Given request: Scan the records below. List lines holding "index".

Records excerpted from a collection:
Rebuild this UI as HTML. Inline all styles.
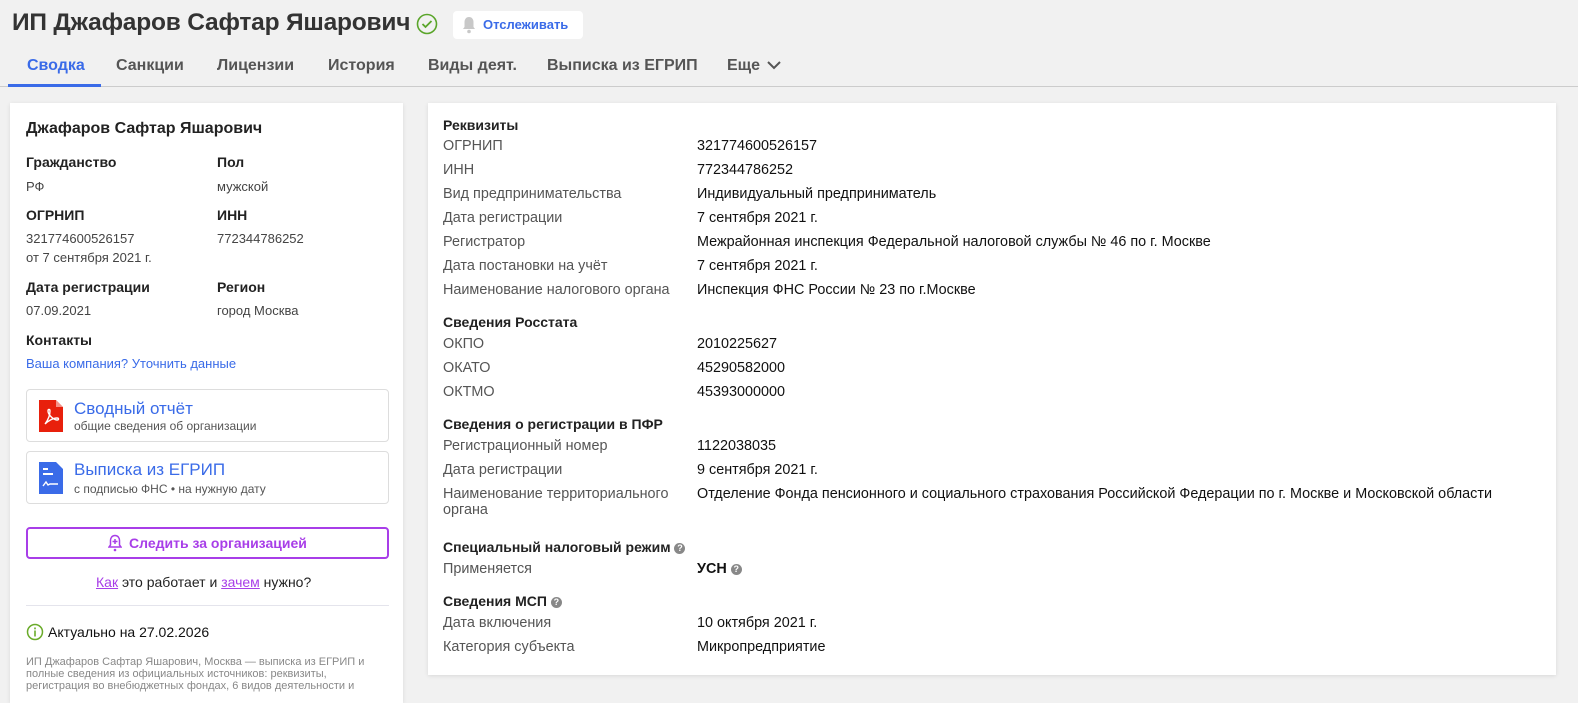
<!DOCTYPE html>
<html><head><meta charset="utf-8"><style>
*{box-sizing:border-box;margin:0;padding:0}
body{width:1578px;height:691px;overflow:hidden;background:#f1f1f1;font-family:"Liberation Sans",sans-serif;color:#222;position:relative}
.a{position:absolute;white-space:nowrap}
h1{position:absolute;left:12px;top:9px;font-size:24.5px;font-weight:bold;color:#333;letter-spacing:-0.2px}
.tab{position:absolute;top:57px;font-size:16px;font-weight:bold;color:#555}
.card{position:absolute;background:#fff;box-shadow:0 1px 4px rgba(0,0,0,.1)}
.l{font-size:14.4px;color:#555}
.v{font-size:14.4px;color:#111}
.b{font-size:14px;font-weight:bold;color:#222}
.sm{font-size:13px;color:#444}
</style></head><body>
<h1>ИП Джафаров Сафтар Яшарович</h1>
<svg class="a" style="left:416px;top:13px" width="22" height="22"><circle cx="11" cy="11" r="9.5" fill="none" stroke="#5aa52a" stroke-width="1.6"/><path d="M6.5 11l3 3 6-6" fill="none" stroke="#5aa52a" stroke-width="1.8"/></svg>
<div class="a" style="left:453px;top:11px;width:130px;height:28px;background:#fff;border-radius:4px"></div>
<svg class="a" style="left:462px;top:16px" width="14" height="18"><path d="M7 1c-3 0-4.5 2.5-4.5 5v5L1 13h12l-1.5-2V6C11.5 3.5 10 1 7 1z" fill="#c8c8c8"/><circle cx="7" cy="15.5" r="1.8" fill="#c8c8c8"/></svg>
<div class="a" style="left:483px;top:17px;font-size:13px;font-weight:bold;color:#3a6be8">Отслеживать</div>
<div class="tab" style="left:27px;color:#3a6be8">Сводка</div>
<div class="tab" style="left:116px">Санкции</div>
<div class="tab" style="left:217px">Лицензии</div>
<div class="tab" style="left:328px">История</div>
<div class="tab" style="left:428px">Виды деят.</div>
<div class="tab" style="left:547px">Выписка из ЕГРИП</div>
<div class="tab" style="left:727px">Еще</div>
<svg class="a" style="left:766px;top:59px" width="16" height="12"><path d="M2 3l6 6 6-6" fill="none" stroke="#555" stroke-width="2"/></svg>
<div class="a" style="left:0;top:86px;width:1578px;height:1px;background:#ccc"></div>
<div class="a" style="left:8px;top:84px;width:93px;height:3px;background:#3a6be8"></div>

<div class="card" style="left:10px;top:103px;width:393px;height:600px">
<div class="a b" style="left:16px;top:17px;font-size:16px">Джафаров Сафтар Яшарович</div>
<div class="a b" style="left:16px;top:51px">Гражданство</div><div class="a b" style="left:207px;top:51px">Пол</div>
<div class="a sm" style="left:16px;top:76px">РФ</div><div class="a sm" style="left:207px;top:76px">мужской</div>
<div class="a b" style="left:16px;top:104px">ОГРНИП</div><div class="a b" style="left:207px;top:104px">ИНН</div>
<div class="a sm" style="left:16px;top:128px">321774600526157</div><div class="a sm" style="left:207px;top:128px">772344786252</div>
<div class="a sm" style="left:16px;top:147px">от 7 сентября 2021 г.</div>
<div class="a b" style="left:16px;top:176px">Дата регистрации</div><div class="a b" style="left:207px;top:176px">Регион</div>
<div class="a sm" style="left:16px;top:200px">07.09.2021</div><div class="a sm" style="left:207px;top:200px">город Москва</div>
<div class="a b" style="left:16px;top:229px">Контакты</div>
<div class="a" style="left:16px;top:253px;font-size:13px;color:#3a6be8">Ваша компания? Уточнить данные</div>
<div class="a" style="left:16px;top:286px;width:363px;height:53px;border:1px solid #ddd;border-radius:4px"></div>
<svg class="a" style="left:29px;top:297px" width="24" height="32"><path d="M0 0h17l7 7v25H0z" fill="#e8200c"/><path d="M17 0v7h7" fill="#fff" opacity=".5"/><path d="M6 24c3-4 5-9 5-13 0-2-2-2-2 0 0 4 6 9 9 9 2 0 2-2 0-2-4 0-9 3-12 6" fill="none" stroke="#fff" stroke-width="1.4"/></svg>
<div class="a" style="left:64px;top:296px;font-size:17px;color:#3a6be8">Сводный отчёт</div>
<div class="a" style="left:64px;top:316px;font-size:12px;color:#555">общие сведения об организации</div>
<div class="a" style="left:16px;top:348px;width:363px;height:53px;border:1px solid #ddd;border-radius:4px"></div>
<svg class="a" style="left:29px;top:359px" width="24" height="32"><path d="M0 0h17l7 7v25H0z" fill="#3a6be8"/><rect x="4" y="6" width="5" height="2" fill="#fff"/><rect x="4" y="11" width="10" height="2" fill="#fff"/><path d="M4 24l3-4 2 3 2-1h8" fill="none" stroke="#fff" stroke-width="1.4"/></svg>
<div class="a" style="left:64px;top:357px;font-size:17px;color:#3a6be8">Выписка из ЕГРИП</div>
<div class="a" style="left:64px;top:379px;font-size:12px;color:#555">с подписью ФНС • на нужную дату</div>
<div class="a" style="left:16px;top:424px;width:363px;height:32px;border:2px solid #a83ee8;border-radius:4px"></div>
<svg class="a" style="left:98px;top:431px" width="14" height="18"><path d="M7 1.5c-3 0-4.5 2.5-4.5 5v4.5L1 13h12l-1.5-2V6.5C11.5 4 10 1.5 7 1.5z" fill="none" stroke="#a83ee8" stroke-width="1.5"/><path d="M7 5v5M4.5 7.5h5" stroke="#a83ee8" stroke-width="1.5"/><circle cx="7" cy="16" r="1.3" fill="#a83ee8"/></svg>
<div class="a" style="left:119px;top:432px;font-size:14px;font-weight:bold;color:#a83ee8">Следить за организацией</div>
<div class="a" style="left:86px;top:471px;font-size:14px;color:#222"><u style="color:#a83ee8">Как</u> это работает и <u style="color:#a83ee8">зачем</u> нужно?</div>
<div class="a" style="left:16px;top:502px;width:363px;height:1px;background:#e4e4ec"></div>
<svg class="a" style="left:16px;top:520px" width="18" height="18"><circle cx="9" cy="9" r="7.5" fill="none" stroke="#6aab2a" stroke-width="1.5"/><rect x="8.2" y="7.5" width="1.6" height="6" fill="#6aab2a"/><rect x="8.2" y="4.5" width="1.6" height="1.8" fill="#6aab2a"/></svg>
<div class="a" style="left:38px;top:521px;font-size:14px;color:#111">Актуально на 27.02.2026</div>
<div class="a" style="left:16px;top:553px;font-size:11px;color:#888;line-height:12px;white-space:normal;width:350px">ИП Джафаров Сафтар Яшарович, Москва — выписка из ЕГРИП и полные сведения из официальных источников: реквизиты, регистрация во внебюджетных фондах, 6 видов деятельности и</div>
</div>

<div class="card" style="left:428px;top:103px;width:1128px;height:572px">
<div class="a b" style="left:15px;top:14px">Реквизиты</div>
<div class="a l" style="left:15px;top:35px">ОГРНИП</div><div class="a v" style="left:269px;top:35px">321774600526157</div>
<div class="a l" style="left:15px;top:59px">ИНН</div><div class="a v" style="left:269px;top:59px">772344786252</div>
<div class="a l" style="left:15px;top:83px">Вид предпринимательства</div><div class="a v" style="left:269px;top:83px">Индивидуальный предприниматель</div>
<div class="a l" style="left:15px;top:107px">Дата регистрации</div><div class="a v" style="left:269px;top:107px">7 сентября 2021 г.</div>
<div class="a l" style="left:15px;top:131px">Регистратор</div><div class="a v" style="left:269px;top:131px">Межрайонная инспекция Федеральной налоговой службы № 46 по г. Москве</div>
<div class="a l" style="left:15px;top:155px">Дата постановки на учёт</div><div class="a v" style="left:269px;top:155px">7 сентября 2021 г.</div>
<div class="a l" style="left:15px;top:179px">Наименование налогового органа</div><div class="a v" style="left:269px;top:179px">Инспекция ФНС России № 23 по г.Москве</div>
<div class="a b" style="left:15px;top:211px">Сведения Росстата</div>
<div class="a l" style="left:15px;top:233px">ОКПО</div><div class="a v" style="left:269px;top:233px">2010225627</div>
<div class="a l" style="left:15px;top:257px">ОКАТО</div><div class="a v" style="left:269px;top:257px">45290582000</div>
<div class="a l" style="left:15px;top:281px">ОКТМО</div><div class="a v" style="left:269px;top:281px">45393000000</div>
<div class="a b" style="left:15px;top:313px">Сведения о регистрации в ПФР</div>
<div class="a l" style="left:15px;top:335px">Регистрационный номер</div><div class="a v" style="left:269px;top:335px">1122038035</div>
<div class="a l" style="left:15px;top:359px">Дата регистрации</div><div class="a v" style="left:269px;top:359px">9 сентября 2021 г.</div>
<div class="a l" style="left:15px;top:383px;line-height:16px">Наименование территориального<br>органа</div><div class="a v" style="left:269px;top:383px">Отделение Фонда пенсионного и социального страхования Российской Федерации по г. Москве и Московской области</div>
<div class="a b" style="left:15px;top:436px">Специальный налоговый режим <span style="display:inline-block;width:11px;height:11px;border-radius:50%;background:#888;color:#fff;font-size:9px;text-align:center;line-height:11px;vertical-align:1px">?</span></div>
<div class="a l" style="left:15px;top:458px">Применяется</div><div class="a v" style="left:269px;top:458px;font-weight:bold">УСН <span style="display:inline-block;width:11px;height:11px;border-radius:50%;background:#888;color:#fff;font-size:9px;text-align:center;line-height:11px;vertical-align:1px">?</span></div>
<div class="a b" style="left:15px;top:490px">Сведения МСП <span style="display:inline-block;width:11px;height:11px;border-radius:50%;background:#888;color:#fff;font-size:9px;text-align:center;line-height:11px;vertical-align:1px">?</span></div>
<div class="a l" style="left:15px;top:512px">Дата включения</div><div class="a v" style="left:269px;top:512px">10 октября 2021 г.</div>
<div class="a l" style="left:15px;top:536px">Категория субъекта</div><div class="a v" style="left:269px;top:536px">Микропредприятие</div>
</div>
</body></html>
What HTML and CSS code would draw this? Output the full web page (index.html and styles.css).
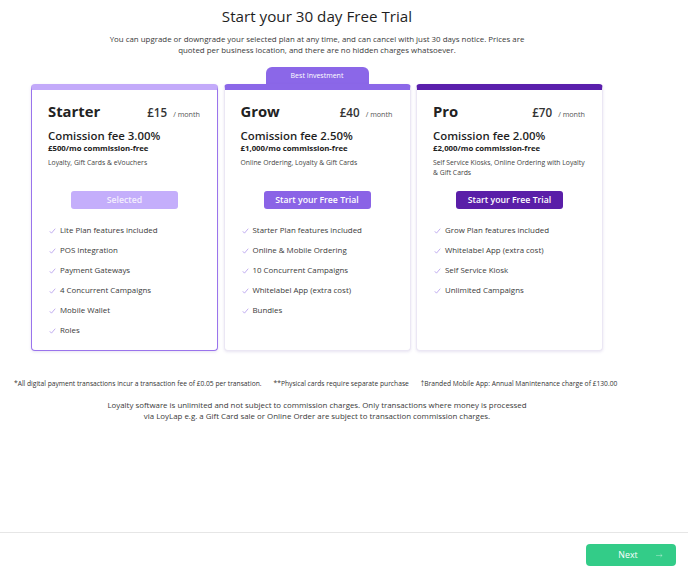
FILE: index.html
```html
<!DOCTYPE html>
<html lang="en">
<head>
<meta charset="utf-8">
<title>Start your 30 day Free Trial</title>
<link rel="stylesheet" href="styles.css">
</head>
<body>
<div class="page">
  <main class="main">
    <h1 class="title">Start your 30 day Free Trial</h1>
    <p class="subtitle">You can upgrade or downgrade your selected plan at any time, and can cancel with just 30 days notice. Prices are<br>quoted per business location, and there are no hidden charges whatsoever.</p>

    <div class="plans">
      <div class="plan-col">
        <div class="card card-starter selected">
          <div class="card-head">
            <span class="plan-name">Starter</span>
            <span class="price">£15 <span class="per">/ month</span></span>
          </div>
          <div class="fee">Comission fee 3.00%</div>
          <div class="free">£500/mo commission-free</div>
          <div class="desc">Loyalty, Gift Cards &amp; eVouchers</div>
          <button class="btn btn-starter">Selected</button>
          <ul class="features">
            <li><svg class="check" viewBox="0 0 8 7"><polyline points="0.8,3.8 2.8,6 7.2,0.8"/></svg>Lite Plan features included</li>
            <li><svg class="check" viewBox="0 0 8 7"><polyline points="0.8,3.8 2.8,6 7.2,0.8"/></svg>POS Integration</li>
            <li><svg class="check" viewBox="0 0 8 7"><polyline points="0.8,3.8 2.8,6 7.2,0.8"/></svg>Payment Gateways</li>
            <li><svg class="check" viewBox="0 0 8 7"><polyline points="0.8,3.8 2.8,6 7.2,0.8"/></svg>4 Concurrent Campaigns</li>
            <li><svg class="check" viewBox="0 0 8 7"><polyline points="0.8,3.8 2.8,6 7.2,0.8"/></svg>Mobile Wallet</li>
            <li><svg class="check" viewBox="0 0 8 7"><polyline points="0.8,3.8 2.8,6 7.2,0.8"/></svg>Roles</li>
          </ul>
        </div>
      </div>

      <div class="plan-col">
        <div class="tab">Best Investment</div>
        <div class="card card-grow">
          <div class="card-head">
            <span class="plan-name">Grow</span>
            <span class="price">£40 <span class="per">/ month</span></span>
          </div>
          <div class="fee">Comission fee 2.50%</div>
          <div class="free">£1,000/mo commission-free</div>
          <div class="desc">Online Ordering, Loyalty &amp; Gift Cards</div>
          <button class="btn btn-grow">Start your Free Trial</button>
          <ul class="features">
            <li><svg class="check" viewBox="0 0 8 7"><polyline points="0.8,3.8 2.8,6 7.2,0.8"/></svg>Starter Plan features included</li>
            <li><svg class="check" viewBox="0 0 8 7"><polyline points="0.8,3.8 2.8,6 7.2,0.8"/></svg>Online &amp; Mobile Ordering</li>
            <li><svg class="check" viewBox="0 0 8 7"><polyline points="0.8,3.8 2.8,6 7.2,0.8"/></svg>10 Concurrent Campaigns</li>
            <li><svg class="check" viewBox="0 0 8 7"><polyline points="0.8,3.8 2.8,6 7.2,0.8"/></svg>Whitelabel App (extra cost)</li>
            <li><svg class="check" viewBox="0 0 8 7"><polyline points="0.8,3.8 2.8,6 7.2,0.8"/></svg>Bundles</li>
          </ul>
        </div>
      </div>

      <div class="plan-col">
        <div class="card card-pro">
          <div class="card-head">
            <span class="plan-name">Pro</span>
            <span class="price">£70 <span class="per">/ month</span></span>
          </div>
          <div class="fee">Comission fee 2.00%</div>
          <div class="free">£2,000/mo commission-free</div>
          <div class="desc">Self Service Kiosks, Online Ordering with Loyalty &amp; Gift Cards</div>
          <button class="btn btn-pro">Start your Free Trial</button>
          <ul class="features">
            <li><svg class="check" viewBox="0 0 8 7"><polyline points="0.8,3.8 2.8,6 7.2,0.8"/></svg>Grow Plan features included</li>
            <li><svg class="check" viewBox="0 0 8 7"><polyline points="0.8,3.8 2.8,6 7.2,0.8"/></svg>Whitelabel App (extra cost)</li>
            <li><svg class="check" viewBox="0 0 8 7"><polyline points="0.8,3.8 2.8,6 7.2,0.8"/></svg>Self Service Kiosk</li>
            <li><svg class="check" viewBox="0 0 8 7"><polyline points="0.8,3.8 2.8,6 7.2,0.8"/></svg>Unlimited Campaigns</li>
          </ul>
        </div>
      </div>
    </div>

    <div class="notes">
      <span>*All digital payment transactions incur a transaction fee of £0.05 per transation.</span>
      <span>**Physical cards require separate purchase</span>
      <span>†Branded Mobile App: Annual Manintenance charge of £130.00</span>
    </div>

    <p class="loyalty">Loyalty software is unlimited and not subject to commission charges. Only transactions where money is processed<br>via LoyLap e.g. a Gift Card sale or Online Order are subject to transaction commission charges.</p>
  </main>

  <footer class="footer">
    <button class="next">Next <svg class="arrow" viewBox="0 0 8 5"><path d="M0 2.5H7M5 0.8L7 2.5L5 4.2"/></svg></button>
  </footer>
</div>
</body>
</html>
```

FILE: styles.css
```css
* { box-sizing: border-box; }

html, body {
  margin: 0;
  padding: 0;
  background: #ffffff;
}

body {
  font-family: "Open Sans", "Liberation Sans", sans-serif;
  color: #222;
}

.page {
  min-height: 570px;
  display: flex;
  flex-direction: column;
}

.main {
  width: 634px;
  padding-top: 5px;
}

.title {
  margin: 0;
  text-align: center;
  font-size: 15.2px;
  line-height: 22px;
  font-weight: 500;
  color: #1f1f1f;
}

.subtitle {
  margin: 7px 0 0;
  text-align: center;
  font-size: 7.9px;
  line-height: 11px;
  color: #3a3a3a;
}

.plans {
  margin-top: 11px;
  display: grid;
  grid-template-columns: 187px 187px 187px;
  column-gap: 5.5px;
  justify-content: center;
  align-items: stretch;
}

.plan-col {
  display: flex;
  flex-direction: column;
  padding-top: 17px;
}

.plan-col:nth-child(2) {
  padding-top: 0;
}

.tab {
  align-self: center;
  width: 103px;
  height: 17px;
  background: #8b67e8;
  color: #fff;
  border-radius: 6px 6px 0 0;
  font-size: 7px;
  line-height: 17px;
  text-align: center;
}

.card {
  flex: 1;
  background: #fff;
  border-radius: 4px;
  border: 1px solid #ebe7f4;
  border-top: 6px solid #8b67e8;
  box-shadow: 0 1px 3px rgba(120, 100, 180, 0.18);
  padding: 10px 16px 10px 16px;
  display: flex;
  flex-direction: column;
}

.card-starter {
  border-color: #9a74ec;
  border-top-color: #c3aafa;
}

.card-grow { border-top-color: #8b67e8; }

.card-pro { border-top-color: #5a1fac; }

.card-head {
  display: flex;
  align-items: baseline;
  justify-content: space-between;
  height: 22px;
}

.plan-name {
  font-size: 14.8px;
  line-height: 22px;
  font-weight: 700;
  color: #222;
}

.price {
  font-size: 11.6px;
  font-weight: 600;
  color: #333;
  padding-right: 1px;
}

.per {
  font-size: 7.2px;
  font-weight: 400;
  color: #555;
  margin-left: 3px;
}

.fee {
  margin-top: 7px;
  font-size: 11.4px;
  line-height: 14px;
  font-weight: 600;
  color: #1f1f1f;
}

.free {
  font-size: 7.8px;
  line-height: 10px;
  font-weight: 700;
  color: #222;
}

.desc {
  margin-top: 5px;
  min-height: 20px;
  font-size: 6.8px;
  line-height: 10px;
  color: #444;
}

.btn {
  align-self: center;
  margin-top: 13px;
  width: 107px;
  height: 18px;
  border: 0;
  border-radius: 3px;
  font-family: inherit;
  font-size: 8.7px;
  font-weight: 600;
  color: #fff;
  padding: 0;
  cursor: pointer;
}

.btn-starter { background: #c4aefb; color: #f4effe; }
.btn-grow { background: #8a63e6; }
.btn-pro { background: #5a1ea8; }

.features {
  list-style: none;
  margin: 11px 0 0;
  padding: 0;
}

.features li {
  display: flex;
  align-items: center;
  height: 20px;
  font-size: 7.9px;
  color: #3a3a3a;
}

.check {
  width: 7px;
  height: 6px;
  margin-left: 1px;
  margin-right: 4px;
  margin-top: 2px;
  fill: none;
  stroke: #b8a2ee;
  stroke-width: 1;
}

.notes {
  margin-top: 28px;
  padding-left: 14px;
  display: flex;
  gap: 12px;
  font-size: 6.7px;
  line-height: 10px;
  color: #333;
  white-space: nowrap;
}

.loyalty {
  margin: 11px 0 0;
  text-align: center;
  font-size: 7.9px;
  line-height: 11px;
  color: #3a3a3a;
}

.footer {
  margin-top: auto;
  height: 38px;
  border-top: 1px solid #e6e6e6;
  display: flex;
  justify-content: flex-end;
  align-items: flex-start;
  padding: 11px 12px 0 0;
}

.next {
  width: 90px;
  height: 22px;
  border: 0;
  border-radius: 4px;
  background: #33cc88;
  color: #fff;
  font-family: inherit;
  font-size: 8.8px;
  position: relative;
  padding: 0 6px 0 0;
}

.arrow {
  position: absolute;
  right: 13px;
  top: 9px;
  width: 7px;
  height: 5px;
  fill: none;
  stroke: rgba(255, 255, 255, 0.45);
  stroke-width: 0.8;
}
```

Task solution:
What HTML and CSS code would draw this? Output the full web page (index.html and styles.css).
FILE: index.html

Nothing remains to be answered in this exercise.